The Avodah Blog

Poetics and Light

Yael KikenYael Kiken, from Chicago, IL, attended University of Michigan and works as an Elementary School Program Coordinator at DC SCORES, an organization that empowers students in urban communities using soccer, writing, creative expression, and service-learning.

Amid the chaos of being in a completely new city, job, living situation, and frame of mind, I’m finding comfort in small traditions. Hearing a song I loved in middle school, spotting a mug from my favorite college coffee shop, the smell of simmering cumin—these momentary sensations, conscious or not, bring me ease during a transitional time; calm in the midst of constant motion, pockets of the familiar in a strange and shifting landscape. Among these familiarities, small pieces of Jewish tradition help me feel rooted.

Hanukah observance is simple, routine, and beautiful: eight nights of lighting a Menorah. This is to commemorate the miracle in which a tiny amount of oil lasted for eight days—an unusually long amount of time—allowing the Maccabbees to clean and fully rededicate their desecrated temple.

In discussing how to carry out this tradition, students of two Rabbis had a debate about how to light the menorah. While Rabbi Shamai’s disciples suggested that we start the Hanukah celebration by lighting eight candles and whittle it down one by one each night, Rabbi Hillel’s disciples ultimately won out. They argued that we should start with one candle and add one each night, “to increase in holiness and not decrease.”

Jewish observance frequently asks us to pause—to say a blessing before proceeding, kiss a mezuzah before entering, grapple with a question before setting a tradition. I believe this is an important model for mindful, reflective action. Amid difficulty, tiny moments of illumination help me rededicate myself to my work.

Here is one of these moments:

December first—the first night of Hanukah—was the DC SCORES Poetry Slam. DC SCORES is the organization where I work—it runs afterschool poetry and soccer programs in DC public schools. At the end of the term, each school brings their best spoken-word performances to the stage at the poetry slam, a huge community event.

In addition to working at the DC SCORES office, I spend my afternoons facilitating writing workshops for 3rd, 4th, and 5th graders at Sampson Elementary. This is challenging, to say the least—I have felt resistance from some of the students, school faculty, and within myself, and was often frustrated that I couldn’t always engage the class in something that is so exciting for me. Despite a slow start, the Sampson kids wrote some excellent poetry over the course of the semester (they liked composing group poems that involved drumming and dancing).

That night, they were the most focused I had ever seen them, and they put on a great show.
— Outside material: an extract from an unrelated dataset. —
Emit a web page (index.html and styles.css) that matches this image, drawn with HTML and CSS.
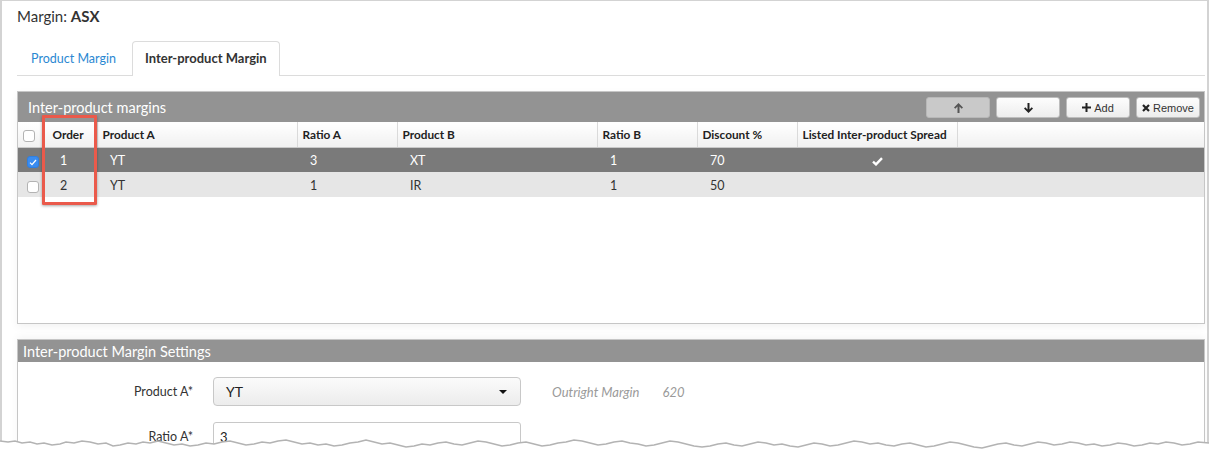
FILE: index.html
```html
<!DOCTYPE html>
<html lang="en">
<head>
<meta charset="utf-8">
<title>Margin: ASX</title>
<link rel="stylesheet" href="styles.css">
</head>
<body>
<div class="frame">
  <h1 class="page-title">Margin: <b>ASX</b></h1>

  <ul class="tabs">
    <li class="tab">Product Margin</li>
    <li class="tab active">Inter-product Margin</li>
  </ul>

  <section class="panel grid-panel">
    <div class="panel-head">
      <span class="panel-title">Inter-product margins</span>
      <div class="toolbar">
        <button class="btn disabled" type="button" aria-label="Move up">
          <svg width="9" height="10" viewBox="0 0 9 10"><path d="M4.5 0 9 4.4 7.7 5.7 5.5 3.6V10h-2V3.6L1.3 5.7 0 4.4Z"/></svg>
        </button>
        <button class="btn" type="button" aria-label="Move down">
          <svg width="9" height="10" viewBox="0 0 9 10"><path d="M4.5 10 9 5.6 7.7 4.3 5.5 6.4V0h-2v6.4L1.3 4.3 0 5.6Z"/></svg>
        </button>
        <button class="btn" type="button">
          <svg width="9" height="9" viewBox="0 0 9 9"><path d="M3.5 0h2v3.5H9v2H5.5V9h-2V5.5H0v-2h3.5Z"/></svg>
          Add
        </button>
        <button class="btn" type="button">
          <svg width="8" height="8" viewBox="0 0 8 8"><path d="M1 1 7 7M7 1 1 7" stroke="#222" stroke-width="2.2" fill="none"/></svg>
          Remove
        </button>
      </div>
    </div>

    <table class="grid">
      <colgroup>
        <col class="c-check"><col class="c-order"><col class="c-wide"><col class="c-mid"><col class="c-wide"><col class="c-mid"><col class="c-mid"><col class="c-listed"><col>
      </colgroup>
      <thead>
        <tr>
          <th class="check-cell"><span class="box"></span></th>
          <th>Order</th>
          <th>Product A</th>
          <th>Ratio A</th>
          <th>Product B</th>
          <th>Ratio B</th>
          <th>Discount %</th>
          <th>Listed Inter-product Spread</th>
          <th class="filler"></th>
        </tr>
      </thead>
      <tbody>
        <tr class="selected">
          <td class="check-cell"><span class="box checked"><svg width="8" height="7" viewBox="0 0 8 7"><path d="M1 3.6 3 5.6 7 1" stroke="#fff" stroke-width="1.3" fill="none"/></svg></span></td>
          <td class="order">1</td>
          <td>YT</td>
          <td>3</td>
          <td>XT</td>
          <td>1</td>
          <td>70</td>
          <td class="center"><svg width="11" height="9" viewBox="0 0 11 9"><path d="M1 4.6 4 7.4 10 1.2" stroke="#fff" stroke-width="2.4" fill="none"/></svg></td>
          <td></td>
        </tr>
        <tr>
          <td class="check-cell"><span class="box"></span></td>
          <td class="order">2</td>
          <td>YT</td>
          <td>1</td>
          <td>IR</td>
          <td>1</td>
          <td>50</td>
          <td></td>
          <td></td>
        </tr>
      </tbody>
    </table>
  </section>

  <section class="panel settings-panel">
    <div class="panel-head settings-head">Inter-product Margin Settings</div>
    <div class="form">
      <div class="form-row">
        <label class="form-label">Product A*</label>
        <div class="select"><span>YT</span><i class="caret"></i></div>
        <span class="hint">Outright Margin</span>
        <span class="hint">620</span>
      </div>
      <div class="form-row">
        <label class="form-label">Ratio A*</label>
        <div class="input">3</div>
      </div>
    </div>
  </section>

  <div class="callout"></div>

  <svg class="tear" width="1209" height="22" viewBox="0 0 1209 22">
    <path fill="#fff" d="M0 11L8 12 15 11 22 13 30 12 37 14 44 13 52 15 60 14 66 12 74 13 82 11 90 12 98 14 106 13 113 16 120 15 128 13 136 14 143 12 150 13 158 11 166 13 174 15 182 14 190 16 198 15 206 13 214 14 222 12 230 11 238 13 246 15 254 14 262 12 270 13 278 11 286 10 294 12 302 14 310 13 318 15 326 14 334 16 342 15 350 13 358 12 366 10 374 12 382 14 390 13 398 15 406 17 414 16 422 14 430 15 438 13 446 12 454 14 462 15 470 13 478 11 486 12 494 14 502 16 510 15 518 13 526 12 534 14 542 16 550 15 558 13 566 12 574 10 582 11 590 13 598 15 606 14 614 12 622 11 630 13 638 14 646 16 654 15 662 13 670 11 678 12 686 14 694 16 702 17 710 16 718 14 726 13 734 15 742 16 750 14 758 12 766 13 774 15 782 14 790 16 798 17 806 15 814 13 822 14 830 16 838 15 846 13 854 11 862 12 870 14 878 13 886 15 894 16 902 14 910 13 918 15 926 17 934 16 942 14 950 12 958 13 966 15 974 17 982 18 990 16 998 14 1006 13 1014 15 1022 16 1030 14 1038 12 1046 13 1054 15 1062 14 1070 12 1078 13 1086 15 1094 14 1102 16 1110 15 1118 13 1126 14 1134 16 1142 15 1150 13 1158 14 1166 12 1174 13 1182 15 1190 14 1198 12 1209 13V22H0Z"/>
    <polyline fill="none" stroke="#b3b3b3" stroke-width="1.4" points="0,11 8,12 15,11 22,13 30,12 37,14 44,13 52,15 60,14 66,12 74,13 82,11 90,12 98,14 106,13 113,16 120,15 128,13 136,14 143,12 150,13 158,11 166,13 174,15 182,14 190,16 198,15 206,13 214,14 222,12 230,11 238,13 246,15 254,14 262,12 270,13 278,11 286,10 294,12 302,14 310,13 318,15 326,14 334,16 342,15 350,13 358,12 366,10 374,12 382,14 390,13 398,15 406,17 414,16 422,14 430,15 438,13 446,12 454,14 462,15 470,13 478,11 486,12 494,14 502,16 510,15 518,13 526,12 534,14 542,16 550,15 558,13 566,12 574,10 582,11 590,13 598,15 606,14 614,12 622,11 630,13 638,14 646,16 654,15 662,13 670,11 678,12 686,14 694,16 702,17 710,16 718,14 726,13 734,15 742,16 750,14 758,12 766,13 774,15 782,14 790,16 798,17 806,15 814,13 822,14 830,16 838,15 846,13 854,11 862,12 870,14 878,13 886,15 894,16 902,14 910,13 918,15 926,17 934,16 942,14 950,12 958,13 966,15 974,17 982,18 990,16 998,14 1006,13 1014,15 1022,16 1030,14 1038,12 1046,13 1054,15 1062,14 1070,12 1078,13 1086,15 1094,14 1102,16 1110,15 1118,13 1126,14 1134,16 1142,15 1150,13 1158,14 1166,12 1174,13 1182,15 1190,14 1198,12 1209,13"/>
  </svg>
</div>
</body>
</html>
```

FILE: styles.css
```css
* { box-sizing: border-box; }

html, body {
  margin: 0;
  height: 451px;
  overflow: hidden;
  background: #fff;
}

body {
  font-family: Lato, "Noto Sans", sans-serif;
  color: #333;
}

/* window frame */
.frame {
  position: relative;
  height: 451px;
  border-left: 2px solid #d3d3d3;
  border-right: 2px solid #d3d3d3;
  border-top: 1px solid #d3d3d3;
  padding: 0 2px 0 15px;
}

.page-title {
  margin: 5px 0 0;
  font-size: 15px;
  font-weight: 400;
  line-height: 20px;
  color: #333;
}

/* tabs */
.tabs {
  display: flex;
  gap: 2px;
  margin: 15px 0 0;
  padding: 0;
  list-style: none;
  height: 35px;
  border-bottom: 1px solid #dcdcdc;
}

.tab {
  height: 34px;
  padding: 0 13px;
  line-height: 33px;
  font-size: 12.5px;
  color: #2b88d2;
  border: 1px solid transparent;
  border-bottom: none;
  border-radius: 4px 4px 0 0;
}

.tab.active {
  height: 35px;
  padding: 0 12px;
  font-size: 13px;
  color: #333;
  font-weight: 700;
  border-color: #dcdcdc;
  background: #fff;
}

/* panels */
.panel {
  border: 1px solid #c6c6c6;
  background: #fff;
}

.grid-panel {
  margin-top: 15px;
  height: 233px;
  overflow: hidden;
  box-shadow: 0 3px 8px rgba(0, 0, 0, 0.05);
}

.panel-head {
  display: flex;
  align-items: center;
  height: 30px;
  padding: 0 4px 0 10px;
  background: #939393;
  color: #fff;
  font-size: 14.5px;
}

.toolbar {
  display: flex;
  gap: 6px;
  margin-left: auto;
  margin-top: 1px;
}

.btn {
  display: flex;
  align-items: center;
  justify-content: center;
  gap: 3px;
  width: 64px;
  height: 21px;
  padding: 0;
  border: 1px solid #bdbdbd;
  border-radius: 3px;
  background: linear-gradient(#fdfdfd, #ededed);
  font-family: "Liberation Sans", Arial, sans-serif;
  font-size: 11px;
  color: #333;
}

.btn svg { fill: #222; }

.btn.disabled {
  background: #c9c9c9;
  border-color: #b8b8b8;
}

.btn.disabled svg { fill: #555; }

/* grid */
.grid {
  width: 100%;
  border-collapse: collapse;
  table-layout: fixed;
  font-size: 12.5px;
}

.c-check { width: 26px; }
.c-order { width: 53px; }
.c-wide { width: 200px; }
.c-mid { width: 100px; }
.c-listed { width: 160px; }

.grid th {
  height: 25px;
  padding: 1px 5px 0;
  text-align: left;
  font-size: 11.8px;
  font-weight: 700;
  color: #222;
  white-space: nowrap;
  background: linear-gradient(#ffffff, #f1f1f1);
  border-right: 1px solid #dadada;
  border-bottom: 1px solid #c9c9c9;
}

.grid th:nth-child(2) { padding-left: 8px; }

.grid th.filler { border-right: none; }

.grid td {
  height: 25px;
  padding: 2px 13px 0;
  color: #333;
  background: #e6e6e6;
}

.grid td.order { padding-left: 16px; }

.grid tr.selected td {
  background: #7a7a7a;
  color: #fff;
}

.grid td.center { text-align: center; padding: 0; }
.grid td.center svg { vertical-align: middle; }

.grid .check-cell { padding: 0 0 0 5px; }
.grid td.check-cell { padding: 2px 0 0 9px; }

.box {
  display: inline-flex;
  align-items: center;
  justify-content: center;
  width: 12px;
  height: 12px;
  vertical-align: middle;
  background: #fff;
  border: 1px solid #b3b3b3;
  border-radius: 3px;
}

.box.checked {
  background: #3a8cf0;
  border-color: #2f7fe0;
}

/* settings */
.settings-panel {
  margin-top: 15px;
  height: 200px;
  box-shadow: 0 -3px 8px rgba(0, 0, 0, 0.04);
}

.settings-head {
  height: 22px;
  padding-left: 5px;
}

.form {
  display: flex;
  flex-direction: column;
  gap: 16px;
  padding-top: 15px;
}

.form-row {
  display: flex;
  align-items: center;
  height: 29px;
}

.form-label {
  width: 175px;
  margin-right: 20px;
  text-align: right;
  font-size: 12.5px;
  color: #333;
}

.select {
  display: flex;
  align-items: center;
  width: 308px;
  height: 29px;
  padding: 0 13px 0 12px;
  border: 1px solid #c8c8c8;
  border-radius: 4px;
  background: linear-gradient(#fbfbfb, #ececec);
  font-size: 14px;
  color: #222;
}

.caret {
  margin-left: auto;
  width: 0;
  height: 0;
  border-left: 4px solid transparent;
  border-right: 4px solid transparent;
  border-top: 4px solid #111;
}

.hint {
  margin-left: 31px;
  font-size: 13px;
  font-style: italic;
  color: #9a9a9a;
}

.hint + .hint { margin-left: 23px; }

.input {
  display: flex;
  align-items: center;
  width: 308px;
  height: 29px;
  padding: 0 6px;
  border: 1px solid #c8c8c8;
  border-radius: 3px;
  background: #fff;
  font-size: 13px;
  color: #222;
}

/* annotation box around the Order column */
.callout {
  position: absolute;
  left: 40px;
  top: 114px;
  width: 55px;
  height: 90px;
  border: 3px solid #ea5a4b;
  border-radius: 1px;
  box-shadow: 0 1px 3px rgba(0, 0, 0, 0.35);
}

/* torn bottom edge */
.tear {
  position: absolute;
  left: -2px;
  top: 429px;
  display: block;
}
```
They didn’t win any awards, and were extremely disappointed—I, for one, couldn’t stop smiling; I felt so much pride and love for my team, for how far we had come together.
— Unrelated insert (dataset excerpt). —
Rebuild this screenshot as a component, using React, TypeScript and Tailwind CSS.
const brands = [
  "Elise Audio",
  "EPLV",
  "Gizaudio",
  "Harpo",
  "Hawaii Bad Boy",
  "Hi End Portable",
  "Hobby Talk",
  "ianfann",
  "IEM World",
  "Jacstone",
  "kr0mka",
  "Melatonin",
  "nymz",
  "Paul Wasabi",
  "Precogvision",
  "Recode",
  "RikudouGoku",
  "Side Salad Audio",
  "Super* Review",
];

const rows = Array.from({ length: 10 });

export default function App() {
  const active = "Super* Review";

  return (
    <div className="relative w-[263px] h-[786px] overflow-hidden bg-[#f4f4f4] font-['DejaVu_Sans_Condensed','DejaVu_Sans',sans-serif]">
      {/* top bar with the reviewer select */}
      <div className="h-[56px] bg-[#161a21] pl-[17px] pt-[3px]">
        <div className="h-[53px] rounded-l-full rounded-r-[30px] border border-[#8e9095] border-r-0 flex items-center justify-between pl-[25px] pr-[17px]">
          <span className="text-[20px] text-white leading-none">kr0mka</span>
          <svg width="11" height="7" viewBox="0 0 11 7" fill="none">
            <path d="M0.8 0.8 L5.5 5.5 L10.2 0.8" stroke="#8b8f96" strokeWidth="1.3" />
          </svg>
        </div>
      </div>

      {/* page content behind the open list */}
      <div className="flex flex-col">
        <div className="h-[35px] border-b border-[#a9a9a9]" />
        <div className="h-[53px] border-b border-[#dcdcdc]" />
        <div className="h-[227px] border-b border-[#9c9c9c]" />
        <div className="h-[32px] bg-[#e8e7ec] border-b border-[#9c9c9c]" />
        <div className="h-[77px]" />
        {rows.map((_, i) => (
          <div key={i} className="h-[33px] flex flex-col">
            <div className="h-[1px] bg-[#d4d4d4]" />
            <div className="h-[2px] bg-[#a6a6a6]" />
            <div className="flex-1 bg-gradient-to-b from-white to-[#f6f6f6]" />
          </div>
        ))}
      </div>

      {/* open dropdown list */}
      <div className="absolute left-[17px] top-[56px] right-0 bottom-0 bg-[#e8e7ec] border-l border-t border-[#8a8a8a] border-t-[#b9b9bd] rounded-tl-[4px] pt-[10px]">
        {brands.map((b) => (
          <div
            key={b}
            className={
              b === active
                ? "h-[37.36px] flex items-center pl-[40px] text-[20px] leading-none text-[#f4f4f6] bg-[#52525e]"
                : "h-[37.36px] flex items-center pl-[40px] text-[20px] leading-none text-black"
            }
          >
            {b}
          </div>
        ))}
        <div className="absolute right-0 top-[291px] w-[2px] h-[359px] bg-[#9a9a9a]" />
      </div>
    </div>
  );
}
Of all the disappointed reactions from my team, I was most surprised at Marcus: as we filed out of the auditorium, he quickly swiped away the tears leaking out of his eyes. He could not be consoled.

This came as a surprise to me because Marcus had put up so much resistance the whole semester. His attendance was inconsistent (he was constantly kept after school by his teachers), and when he came, the sassy, angry attitude he showed me was shocking. He hardly ever wanted to write, and would talk back to me and other adults. Throughout the term, I learned some details about Marcus’s life—I learned that he lived far away from school, and that on the nights he didn’t go home with his classmates, he took the train home by himself. I learned that he often got in trouble for his attitude. Getting a glimpse into other facets of his life made me want to be more generous and hopeful towards Marcus. This was difficult. It wasn’t until the last few moments of the poetry slam—after trophies were given out and my dejected students traipsed back to the bus—that I felt proud of him.

I’m not sure why he cried at his team’s loss. I like to think his disappointment stemmed from confidence in the strength of his team’s performance. I certainly believe in the power of creative collaboration, and that DC SCORES creates communities among students from different grades, ethnicities, and neighborhoods when it brings them together as a team. Poetry and performance allow us to express ourselves outside the rules and parameters that generally govern the day. Performance, when done thoughtfully and collaboratively, can be extremely empowering.

Discovering Marcus’s engagement—momentary or deep-rooted, I’m not sure—was humbling. Others’ emotional investment teaches me how to emotionally invest—and staying open can help me find joy and meaning in a student, housemate, or insecurity that I had written off.

On the first night of Hanukah this year, I was reminded that I need to keep letting others surprise me.

Perhaps the ritual of lighting the menorah is meant to remind us to stay open to the unexpected—a gradual illumination, night by night, that prompts us to keep seeking  strangeness in the familiar, complexity in the simple, revelation in the everyday. Looking at the Beit Hillel’s words with Marcus in mind, I come to a new understanding of “holiness.” “Holiness” for me, this year, has to do with possibility, hope, and being open to the world revealing itself—slowly and unexpectedly.